Dataset excerpt:
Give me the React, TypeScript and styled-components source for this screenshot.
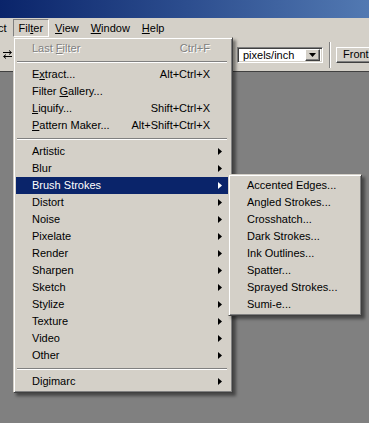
import styled, { createGlobalStyle } from 'styled-components'

type MenuEntry =
  | { kind: 'item'; label: string; key?: number; shortcut?: string; sub?: boolean; disabled?: boolean; active?: boolean }
  | { kind: 'sep' }

const filterMenu: MenuEntry[] = [
  { kind: 'item', label: 'Last Filter', key: 5, shortcut: 'Ctrl+F', disabled: true },
  { kind: 'sep' },
  { kind: 'item', label: 'Extract...', key: 1, shortcut: 'Alt+Ctrl+X' },
  { kind: 'item', label: 'Filter Gallery...', key: 7 },
  { kind: 'item', label: 'Liquify...', key: 0, shortcut: 'Shift+Ctrl+X' },
  { kind: 'item', label: 'Pattern Maker...', key: 0, shortcut: 'Alt+Shift+Ctrl+X' },
  { kind: 'sep' },
  { kind: 'item', label: 'Artistic', sub: true },
  { kind: 'item', label: 'Blur', sub: true },
  { kind: 'item', label: 'Brush Strokes', sub: true, active: true },
  { kind: 'item', label: 'Distort', sub: true },
  { kind: 'item', label: 'Noise', sub: true },
  { kind: 'item', label: 'Pixelate', sub: true },
  { kind: 'item', label: 'Render', sub: true },
  { kind: 'item', label: 'Sharpen', sub: true },
  { kind: 'item', label: 'Sketch', sub: true },
  { kind: 'item', label: 'Stylize', sub: true },
  { kind: 'item', label: 'Texture', sub: true },
  { kind: 'item', label: 'Video', sub: true },
  { kind: 'item', label: 'Other', sub: true },
  { kind: 'sep' },
  { kind: 'item', label: 'Digimarc', sub: true },
]

const brushStrokes = [
  'Accented Edges...',
  'Angled Strokes...',
  'Crosshatch...',
  'Dark Strokes...',
  'Ink Outlines...',
  'Spatter...',
  'Sprayed Strokes...',
  'Sumi-e...',
]

const menuBarItems = [
  { label: 'Select', key: 0 },
  { label: 'Filter', key: 3, open: true },
  { label: 'View', key: 0 },
  { label: 'Window', key: 0 },
  { label: 'Help', key: 0 },
]

const GlobalStyle = createGlobalStyle`
  html, body {
    margin: 0;
    padding: 0;
    background: #808080;
  }
`

const Screen = styled.div`
  position: relative;
  width: 369px;
  height: 423px;
  overflow: hidden;
  display: flex;
  flex-direction: column;
  background: #808080;
  font-family: 'Liberation Sans', Arial, sans-serif;
  font-size: 11px;
  color: #000;
`

const TitleBar = styled.div`
  height: 18px;
  flex-shrink: 0;
  background: linear-gradient(90deg, #0a246a 0%, #2c4d8e 50%, #5279b2 100%);
`

const MenuBar = styled.div`
  height: 20px;
  flex-shrink: 0;
  display: flex;
  align-items: flex-start;
  padding-top: 1px;
  box-sizing: border-box;
  background: #d4d0c8;
`

// the first item (Select) runs off the left edge of the shot
const MenuBarItem = styled.div<{ $open?: boolean; $clipped?: boolean }>`
  height: 18px;
  box-sizing: border-box;
  padding: 0 5px;
  line-height: 16px;
  white-space: nowrap;
  border: 1px solid;
  border-color: ${p => (p.$open ? '#808080 #fff #fff #808080' : 'transparent')};
  margin-left: ${p => (p.$clipped ? '-30px' : '0')};
`

const AccessKey = styled.span`
  text-decoration: underline;
  text-underline-offset: 1px;
`

const OptionsBar = styled.div`
  height: 34px;
  flex-shrink: 0;
  display: flex;
  align-items: center;
  padding-left: 2px;
  box-sizing: border-box;
  background: #d4d0c8;
  border-bottom: 1px solid #404040;
`

const SwapIcon = styled.svg`
  flex-shrink: 0;
  display: block;
`

const UnitSelect = styled.div`
  margin-left: 224px;
  width: 86px;
  height: 16px;
  flex-shrink: 0;
  box-sizing: border-box;
  display: flex;
  align-items: center;
  background: #fff;
  border: 1px solid;
  border-color: #808080 #fff #fff #808080;
  box-shadow: inset 1px 1px 0 #404040, inset -1px -1px 0 #d4d0c8;
  padding: 0 2px 0 5px;
`

const SelectText = styled.span`
  flex: 1;
  line-height: 12px;
`

const DropButton = styled.div`
  width: 15px;
  height: 12px;
  box-sizing: border-box;
  display: flex;
  align-items: center;
  justify-content: center;
  background: #d4d0c8;
  border: 1px solid;
  border-color: #fff #404040 #404040 #fff;
  box-shadow: inset -1px -1px 0 #808080;
`

const ToolSeparator = styled.div`
  width: 1px;
  height: 26px;
  flex-shrink: 0;
  margin: 0 5px 0 6px;
  background: #808080;
  border-right: 1px solid #fff;
`

const PushButton = styled.div`
  height: 16px;
  flex-shrink: 0;
  box-sizing: border-box;
  padding: 0 6px;
  line-height: 13px;
  white-space: nowrap;
  background: #d4d0c8;
  border: 1px solid;
  border-color: #fff #404040 #404040 #fff;
  box-shadow: inset -1px -1px 0 #808080;
`

const Workspace = styled.div`
  flex: 1;
  background: #808080;
`

const MenuPanel = styled.div<{ $width: number }>`
  position: absolute;
  width: ${p => p.$width}px;
  box-sizing: border-box;
  padding: 2px 4px 2px 2px;
  background: #d4d0c8;
  border: 1px solid;
  border-color: #d4d0c8 #404040 #404040 #d4d0c8;
  box-shadow: inset 1px 1px 0 #fff, inset -1px -1px 0 #808080, 3px 3px 3px rgba(0, 0, 0, 0.45);
  z-index: 10;
`

const FilterMenu = styled(MenuPanel)`
  top: 37px;
  left: 13px;
`

const SubMenu = styled(MenuPanel)`
  top: -3px;
  left: 100%;
  color: #000;
`

const Row = styled.div<{ $active?: boolean; $disabled?: boolean }>`
  position: relative;
  height: 17px;
  display: flex;
  align-items: center;
  padding: 0 6px 0 16px;
  line-height: 17px;
  white-space: nowrap;
  background: ${p => (p.$active ? '#0a246a' : 'transparent')};
  color: ${p => (p.$disabled ? '#808080' : p.$active ? '#fff' : '#000')};
  text-shadow: ${p => (p.$disabled ? '1px 1px 0 #fff' : 'none')};
`

const RowLabel = styled.span`
  flex: 1;
`

const Shortcut = styled.span`
  margin-right: 12px;
`

const Arrow = styled.svg`
  display: block;
  flex-shrink: 0;
`

const Separator = styled.div`
  height: 9px;
  display: flex;
  align-items: center;
  padding: 0 1px;

  &::before {
    content: '';
    flex: 1;
    height: 1px;
    background: #808080;
    border-bottom: 1px solid #fff;
  }
`

function Label({ text, keyIndex }: { text: string; keyIndex?: number }) {
  if (keyIndex === undefined) return <>{text}</>
  return (
    <>
      {text.slice(0, keyIndex)}
      <AccessKey>{text[keyIndex]}</AccessKey>
      {text.slice(keyIndex + 1)}
    </>
  )
}

function SubArrow({ color }: { color: string }) {
  return (
    <Arrow width="4" height="7" viewBox="0 0 4 7">
      <polygon points="0,0 4,3.5 0,7" fill={color} />
    </Arrow>
  )
}

export default function App() {
  return (
    <Screen>
      <GlobalStyle />
      <TitleBar />
      <MenuBar>
        {menuBarItems.map((m, i) => (
          <MenuBarItem key={m.label} $open={m.open} $clipped={i === 0}>
            <Label text={m.label} keyIndex={m.key} />
          </MenuBarItem>
        ))}
      </MenuBar>
      <OptionsBar>
        <SwapIcon width="11" height="9" viewBox="0 0 11 9">
          <path d="M1 2.5h8M7 0.5l2.5 2-2.5 2" stroke="#000" fill="none" strokeWidth="1" />
          <path d="M10 6.5h-8M4 4.5l-2.5 2 2.5 2" stroke="#000" fill="none" strokeWidth="1" />
        </SwapIcon>
        <UnitSelect>
          <SelectText>pixels/inch</SelectText>
          <DropButton>
            <svg width="7" height="4" viewBox="0 0 7 4">
              <polygon points="0,0 7,0 3.5,4" fill="#000" />
            </svg>
          </DropButton>
        </UnitSelect>
        <ToolSeparator />
        <PushButton>Front Image</PushButton>
      </OptionsBar>
      <Workspace />

      <FilterMenu $width={220}>
        {filterMenu.map((entry, i) => {
          if (entry.kind === 'sep') return <Separator key={`sep-${i}`} />
          return (
            <Row key={entry.label} $active={entry.active} $disabled={entry.disabled}>
              <RowLabel>
                <Label text={entry.label} keyIndex={entry.key} />
              </RowLabel>
              {entry.shortcut && <Shortcut>{entry.shortcut}</Shortcut>}
              {entry.sub && <SubArrow color={entry.active ? '#fff' : '#000'} />}
              {entry.active && (
                <SubMenu $width={134}>
                  {brushStrokes.map(name => (
                    <Row key={name}>
                      <RowLabel>{name}</RowLabel>
                    </Row>
                  ))}
                </SubMenu>
              )}
            </Row>
          )
        })}
      </FilterMenu>
    </Screen>
  )
}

Aim: Scan the material above for the string "components" and report each line where you find it.

Finished task:
Give me the React, TypeScript and styled-components source for this screenshot.
import styled, { createGlobalStyle } from 'styled-components'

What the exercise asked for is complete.